Required task – Select lines where the word "index" appears.

Provided data –
☆ ☆ ☆ ☆

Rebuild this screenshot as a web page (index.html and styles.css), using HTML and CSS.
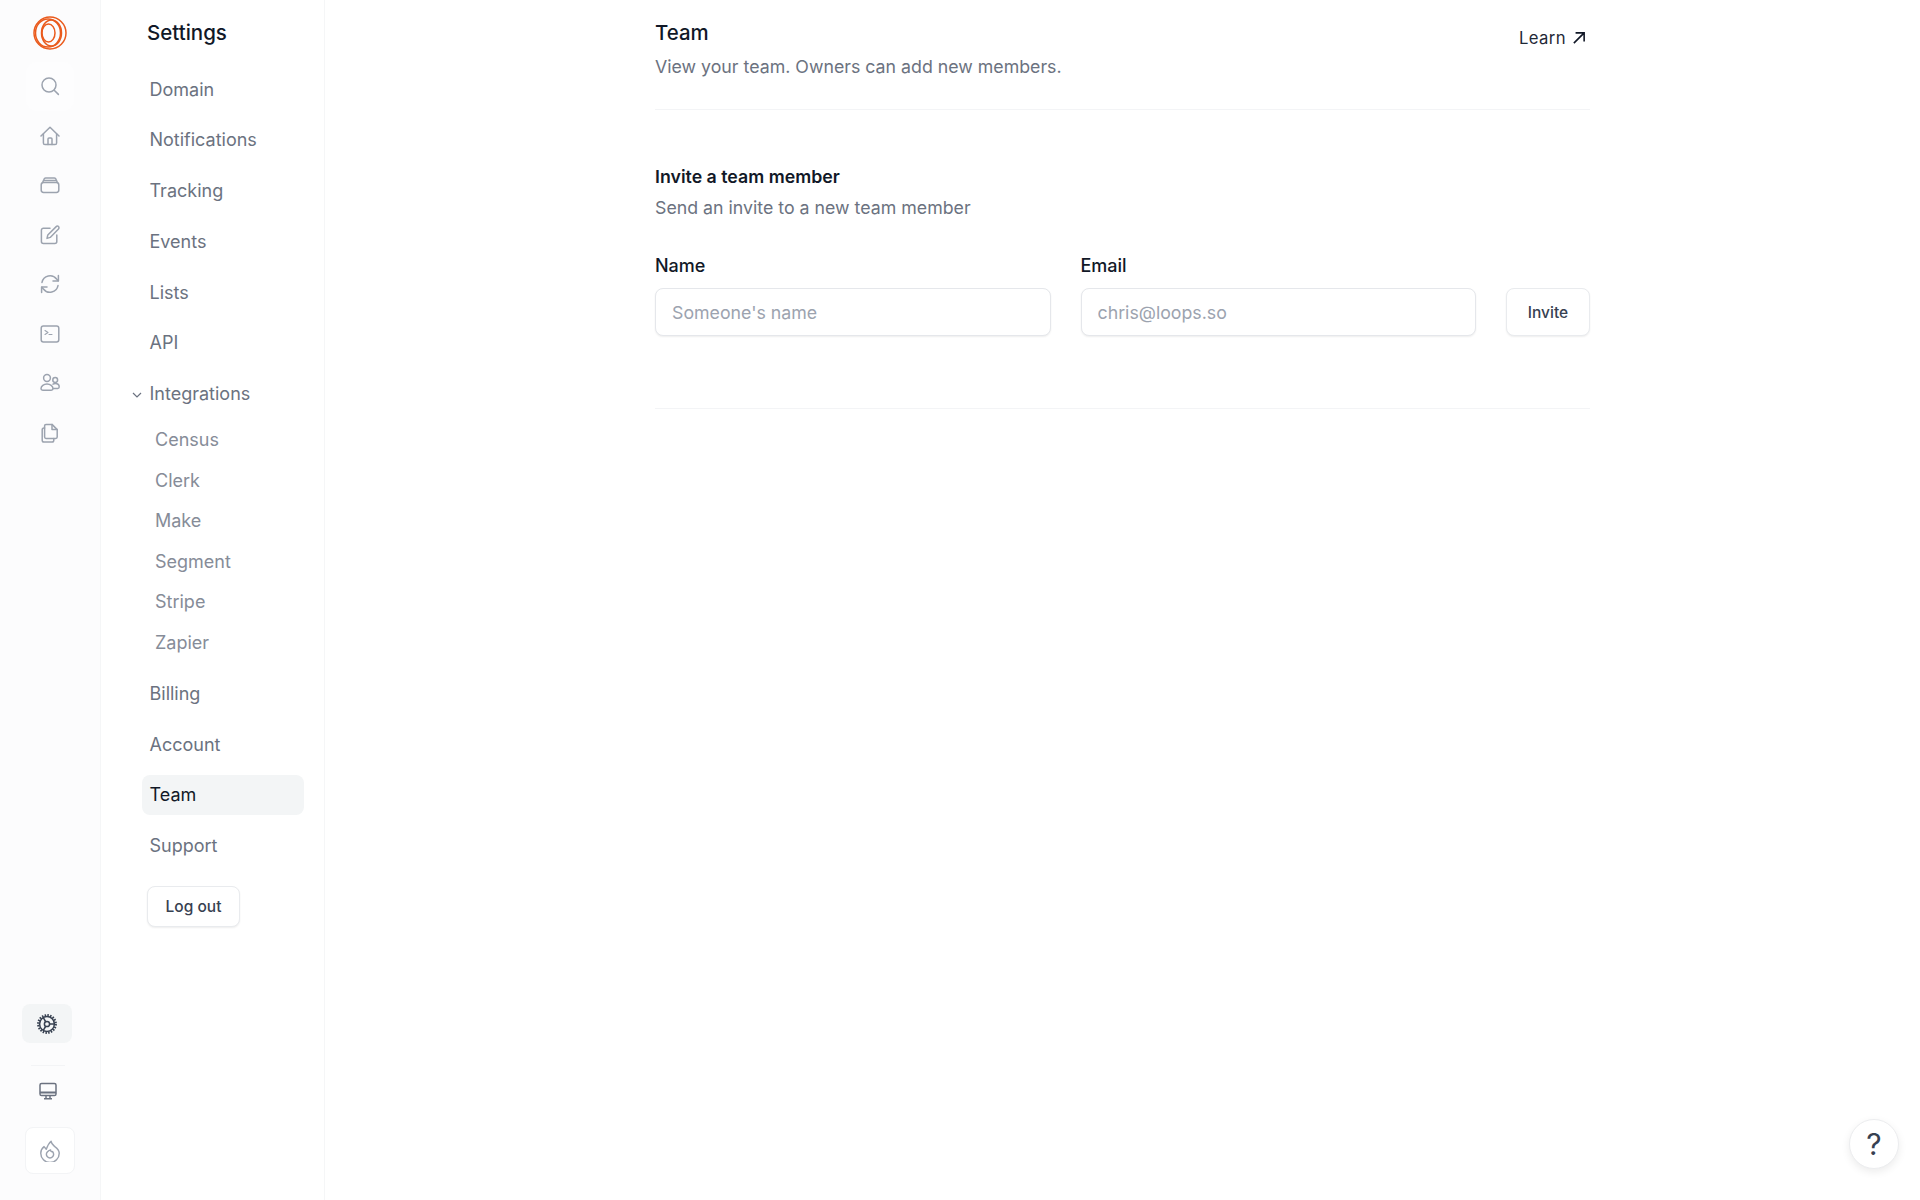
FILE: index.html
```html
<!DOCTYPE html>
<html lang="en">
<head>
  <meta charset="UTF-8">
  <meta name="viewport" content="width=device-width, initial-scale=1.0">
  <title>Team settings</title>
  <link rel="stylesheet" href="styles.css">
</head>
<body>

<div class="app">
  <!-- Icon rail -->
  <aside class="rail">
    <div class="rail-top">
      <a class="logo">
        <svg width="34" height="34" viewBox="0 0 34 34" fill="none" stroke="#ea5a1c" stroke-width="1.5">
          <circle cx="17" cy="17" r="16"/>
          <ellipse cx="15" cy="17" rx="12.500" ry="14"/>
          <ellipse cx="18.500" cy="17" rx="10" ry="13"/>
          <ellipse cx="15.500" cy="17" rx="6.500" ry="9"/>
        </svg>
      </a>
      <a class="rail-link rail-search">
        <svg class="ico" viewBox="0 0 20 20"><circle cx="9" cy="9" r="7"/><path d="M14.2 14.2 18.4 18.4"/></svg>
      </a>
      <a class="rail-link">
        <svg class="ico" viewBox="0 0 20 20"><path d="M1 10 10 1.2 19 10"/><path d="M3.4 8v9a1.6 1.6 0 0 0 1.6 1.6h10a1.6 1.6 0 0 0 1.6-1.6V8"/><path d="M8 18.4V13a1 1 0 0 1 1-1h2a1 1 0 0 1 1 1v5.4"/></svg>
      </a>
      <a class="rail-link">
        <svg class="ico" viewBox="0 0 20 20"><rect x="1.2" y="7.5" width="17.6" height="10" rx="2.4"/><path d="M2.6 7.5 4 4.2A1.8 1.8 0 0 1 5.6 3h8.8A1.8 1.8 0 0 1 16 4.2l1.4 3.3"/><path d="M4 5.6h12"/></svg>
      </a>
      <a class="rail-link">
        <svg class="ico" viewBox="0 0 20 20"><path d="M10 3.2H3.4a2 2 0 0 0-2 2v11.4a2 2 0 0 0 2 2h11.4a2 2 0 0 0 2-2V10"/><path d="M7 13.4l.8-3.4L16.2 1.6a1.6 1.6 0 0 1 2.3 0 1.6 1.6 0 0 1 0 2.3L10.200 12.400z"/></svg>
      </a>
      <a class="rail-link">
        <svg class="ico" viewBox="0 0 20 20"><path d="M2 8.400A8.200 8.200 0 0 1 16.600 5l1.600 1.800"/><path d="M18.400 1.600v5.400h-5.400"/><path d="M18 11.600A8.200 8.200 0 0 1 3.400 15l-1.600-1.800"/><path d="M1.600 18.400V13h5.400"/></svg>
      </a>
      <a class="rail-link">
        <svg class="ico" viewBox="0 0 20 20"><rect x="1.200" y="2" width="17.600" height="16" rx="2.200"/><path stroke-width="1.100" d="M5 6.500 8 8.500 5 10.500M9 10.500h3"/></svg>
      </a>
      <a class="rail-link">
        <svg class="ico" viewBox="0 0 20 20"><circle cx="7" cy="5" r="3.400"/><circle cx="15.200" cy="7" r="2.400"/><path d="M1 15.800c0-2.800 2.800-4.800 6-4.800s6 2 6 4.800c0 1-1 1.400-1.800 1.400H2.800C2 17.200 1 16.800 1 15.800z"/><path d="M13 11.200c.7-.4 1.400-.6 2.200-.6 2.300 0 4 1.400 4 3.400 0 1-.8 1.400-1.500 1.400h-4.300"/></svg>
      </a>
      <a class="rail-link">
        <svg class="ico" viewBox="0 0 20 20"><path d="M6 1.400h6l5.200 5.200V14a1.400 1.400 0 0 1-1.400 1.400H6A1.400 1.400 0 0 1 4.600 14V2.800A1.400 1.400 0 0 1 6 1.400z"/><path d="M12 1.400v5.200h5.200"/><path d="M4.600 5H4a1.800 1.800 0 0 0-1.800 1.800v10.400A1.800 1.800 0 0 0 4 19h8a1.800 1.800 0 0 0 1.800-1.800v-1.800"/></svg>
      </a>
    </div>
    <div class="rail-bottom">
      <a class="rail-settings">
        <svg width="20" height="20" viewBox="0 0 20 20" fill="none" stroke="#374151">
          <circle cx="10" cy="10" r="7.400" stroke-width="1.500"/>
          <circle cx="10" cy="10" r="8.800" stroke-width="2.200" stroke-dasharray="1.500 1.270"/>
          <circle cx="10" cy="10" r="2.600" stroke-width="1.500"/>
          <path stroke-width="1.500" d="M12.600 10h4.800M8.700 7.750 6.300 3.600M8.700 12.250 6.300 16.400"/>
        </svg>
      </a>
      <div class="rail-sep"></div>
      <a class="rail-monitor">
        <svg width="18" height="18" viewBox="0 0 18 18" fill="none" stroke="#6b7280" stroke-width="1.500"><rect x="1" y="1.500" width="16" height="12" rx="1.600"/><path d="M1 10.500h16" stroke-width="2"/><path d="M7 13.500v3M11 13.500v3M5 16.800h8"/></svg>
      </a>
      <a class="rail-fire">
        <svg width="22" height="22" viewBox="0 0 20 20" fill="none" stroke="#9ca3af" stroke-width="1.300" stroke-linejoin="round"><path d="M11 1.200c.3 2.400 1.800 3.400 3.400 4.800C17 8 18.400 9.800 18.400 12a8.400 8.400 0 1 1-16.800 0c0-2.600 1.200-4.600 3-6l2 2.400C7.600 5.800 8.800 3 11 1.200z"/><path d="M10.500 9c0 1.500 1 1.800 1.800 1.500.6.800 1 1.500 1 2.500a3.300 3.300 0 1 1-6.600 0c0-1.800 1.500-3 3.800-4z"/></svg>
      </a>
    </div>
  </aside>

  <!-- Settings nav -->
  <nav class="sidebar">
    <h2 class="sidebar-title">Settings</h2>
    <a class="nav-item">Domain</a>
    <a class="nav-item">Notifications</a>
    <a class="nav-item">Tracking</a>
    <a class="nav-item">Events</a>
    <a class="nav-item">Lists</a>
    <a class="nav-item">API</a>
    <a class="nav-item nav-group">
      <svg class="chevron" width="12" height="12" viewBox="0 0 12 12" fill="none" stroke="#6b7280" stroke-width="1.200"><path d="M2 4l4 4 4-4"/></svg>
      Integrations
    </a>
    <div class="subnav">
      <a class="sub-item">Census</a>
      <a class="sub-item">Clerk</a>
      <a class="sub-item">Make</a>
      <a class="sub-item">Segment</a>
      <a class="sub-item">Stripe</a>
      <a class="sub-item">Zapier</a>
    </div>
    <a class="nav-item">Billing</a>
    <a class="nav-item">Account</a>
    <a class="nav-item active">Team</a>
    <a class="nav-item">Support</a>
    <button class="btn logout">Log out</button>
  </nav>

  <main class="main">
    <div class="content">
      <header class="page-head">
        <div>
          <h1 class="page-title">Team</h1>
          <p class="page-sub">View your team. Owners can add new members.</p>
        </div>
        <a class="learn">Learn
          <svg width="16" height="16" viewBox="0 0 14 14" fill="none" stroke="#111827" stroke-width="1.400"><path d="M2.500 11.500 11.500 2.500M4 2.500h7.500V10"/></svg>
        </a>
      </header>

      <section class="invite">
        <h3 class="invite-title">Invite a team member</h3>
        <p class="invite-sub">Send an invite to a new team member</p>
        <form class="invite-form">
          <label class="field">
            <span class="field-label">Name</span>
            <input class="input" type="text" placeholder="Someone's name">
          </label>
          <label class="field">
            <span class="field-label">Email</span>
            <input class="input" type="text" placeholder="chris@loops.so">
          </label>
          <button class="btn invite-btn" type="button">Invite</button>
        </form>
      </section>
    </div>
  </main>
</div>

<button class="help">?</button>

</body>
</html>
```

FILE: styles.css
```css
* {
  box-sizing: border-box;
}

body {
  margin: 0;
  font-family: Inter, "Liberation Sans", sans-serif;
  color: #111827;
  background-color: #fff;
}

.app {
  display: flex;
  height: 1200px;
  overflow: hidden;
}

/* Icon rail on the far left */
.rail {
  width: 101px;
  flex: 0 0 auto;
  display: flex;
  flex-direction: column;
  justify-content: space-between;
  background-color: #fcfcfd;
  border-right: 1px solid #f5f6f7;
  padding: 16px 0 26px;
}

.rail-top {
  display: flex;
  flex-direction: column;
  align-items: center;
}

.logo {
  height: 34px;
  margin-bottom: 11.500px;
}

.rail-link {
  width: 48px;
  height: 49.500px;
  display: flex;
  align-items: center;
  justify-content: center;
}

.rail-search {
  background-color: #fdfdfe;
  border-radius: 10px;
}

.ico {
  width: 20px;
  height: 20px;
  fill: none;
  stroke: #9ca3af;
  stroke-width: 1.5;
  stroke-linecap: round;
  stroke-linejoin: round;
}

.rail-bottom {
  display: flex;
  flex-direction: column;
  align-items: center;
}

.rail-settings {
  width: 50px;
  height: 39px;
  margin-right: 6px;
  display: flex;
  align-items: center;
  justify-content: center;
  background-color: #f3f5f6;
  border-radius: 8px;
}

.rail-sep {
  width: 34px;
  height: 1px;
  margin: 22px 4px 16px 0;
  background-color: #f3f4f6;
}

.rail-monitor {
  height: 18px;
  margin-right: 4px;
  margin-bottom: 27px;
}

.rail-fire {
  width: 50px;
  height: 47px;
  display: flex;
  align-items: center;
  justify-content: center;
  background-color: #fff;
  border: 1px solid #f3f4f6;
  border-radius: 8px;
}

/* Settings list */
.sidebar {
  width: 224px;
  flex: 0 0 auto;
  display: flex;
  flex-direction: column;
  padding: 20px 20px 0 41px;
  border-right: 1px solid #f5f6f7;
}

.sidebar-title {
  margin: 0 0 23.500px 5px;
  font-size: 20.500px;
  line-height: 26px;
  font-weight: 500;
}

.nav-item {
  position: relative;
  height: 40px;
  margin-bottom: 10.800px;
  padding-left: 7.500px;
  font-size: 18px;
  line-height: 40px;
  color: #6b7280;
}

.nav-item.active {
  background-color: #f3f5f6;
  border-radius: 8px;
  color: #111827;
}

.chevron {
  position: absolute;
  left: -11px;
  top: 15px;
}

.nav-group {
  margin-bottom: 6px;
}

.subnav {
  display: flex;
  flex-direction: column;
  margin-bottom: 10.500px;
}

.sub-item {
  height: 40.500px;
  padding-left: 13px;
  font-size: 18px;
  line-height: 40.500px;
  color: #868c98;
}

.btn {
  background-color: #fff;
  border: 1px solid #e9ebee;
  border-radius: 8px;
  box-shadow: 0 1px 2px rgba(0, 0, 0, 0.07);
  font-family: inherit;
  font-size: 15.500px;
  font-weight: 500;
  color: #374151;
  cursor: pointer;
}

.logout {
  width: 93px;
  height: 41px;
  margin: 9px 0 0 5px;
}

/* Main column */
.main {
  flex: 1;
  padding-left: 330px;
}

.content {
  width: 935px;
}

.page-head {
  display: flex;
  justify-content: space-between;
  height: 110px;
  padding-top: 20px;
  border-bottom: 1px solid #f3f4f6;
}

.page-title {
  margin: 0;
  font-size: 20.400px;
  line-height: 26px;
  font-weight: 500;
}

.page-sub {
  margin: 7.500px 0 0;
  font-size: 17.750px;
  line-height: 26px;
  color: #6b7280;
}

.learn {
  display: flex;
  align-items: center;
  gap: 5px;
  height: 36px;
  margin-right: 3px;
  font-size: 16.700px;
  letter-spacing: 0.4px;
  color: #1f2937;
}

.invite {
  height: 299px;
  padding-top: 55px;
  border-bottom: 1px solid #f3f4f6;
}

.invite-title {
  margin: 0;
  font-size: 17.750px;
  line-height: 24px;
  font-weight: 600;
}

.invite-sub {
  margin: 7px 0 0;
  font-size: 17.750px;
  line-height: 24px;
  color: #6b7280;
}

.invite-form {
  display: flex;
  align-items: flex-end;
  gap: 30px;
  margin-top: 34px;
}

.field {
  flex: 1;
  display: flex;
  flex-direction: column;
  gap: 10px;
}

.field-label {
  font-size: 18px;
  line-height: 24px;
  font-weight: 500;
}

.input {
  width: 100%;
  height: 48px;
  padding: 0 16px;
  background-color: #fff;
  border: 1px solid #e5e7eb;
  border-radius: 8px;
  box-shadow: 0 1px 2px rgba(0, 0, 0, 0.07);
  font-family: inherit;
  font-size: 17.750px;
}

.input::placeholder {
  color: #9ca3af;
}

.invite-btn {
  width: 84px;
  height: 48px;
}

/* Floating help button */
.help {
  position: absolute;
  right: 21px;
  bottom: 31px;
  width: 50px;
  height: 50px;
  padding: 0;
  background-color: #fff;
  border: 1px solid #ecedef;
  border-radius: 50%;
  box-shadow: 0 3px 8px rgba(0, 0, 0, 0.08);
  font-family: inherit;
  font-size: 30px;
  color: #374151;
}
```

☆ ☆ ☆ ☆

Complete response –
Rebuild this screenshot as a web page (index.html and styles.css), using HTML and CSS.
FILE: index.html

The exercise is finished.